One of the most disturbing examples of all this is how the bombing of Iraq was not even necessary, but how the media never questioned it, and never questioned the legitimacy of the bombing in 1991. For Chomsky, this is an example of a “very well-run totalitarian culture. It shows that the manufacture of consent is working.”As we have seen from CNN’s 24 hour coverage of the “Attack on America” it can be argued that CNN is the mouthpiece of the American government

What Chomsky is discussing is central to the issue. The news media has its own agenda, and the agenda has nothing to do with real democracy or choice.

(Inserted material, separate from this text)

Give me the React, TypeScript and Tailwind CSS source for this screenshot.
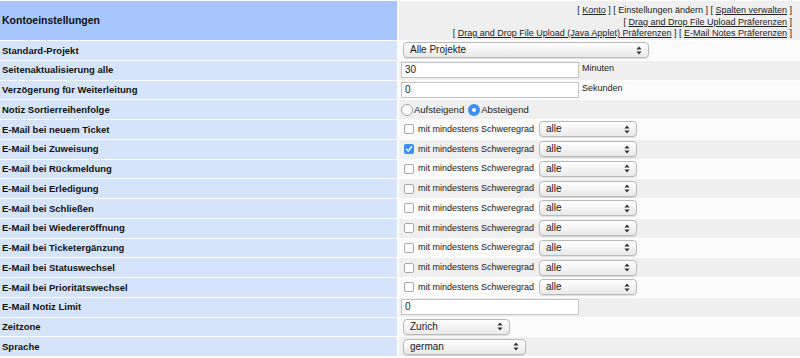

It has to do with manufacturing public consent within the paramaters of national values and of the culture the elite seek to define and control.

Max Weber was correct in his prediction that bureaucratic arrangements would ultimately yield to domination. Powerful interests have emerged in modern democracies and led to rule in an authoritarian manner. Weber believed that the growth of corporations would make this possible. Rationality and bureaucracy would ultimately restrict real choices among the masses of the population. Chomsky’s institutional analysis of the media confirms those fears. Corporations ended up owning the media, and the purposes of both became the objective of allowing certain privileged groups to maintain power in society.

The Mass media appears to allow criticism and debate, and yet everyone stays within a certain consensus. there are specific boundaries of discussion. Who sets the boundaries? Max weber warned us who would set them a long time ago; his pessimistic analysis of the bureaucratization and conglomerates of corporate power told us who would set those boundaries.

It is now evident who truly holds the power when it comes to our everyday life, although we would like to believe we live in a free society we have seen that the corporate/power elite dictate the course of our everyday life.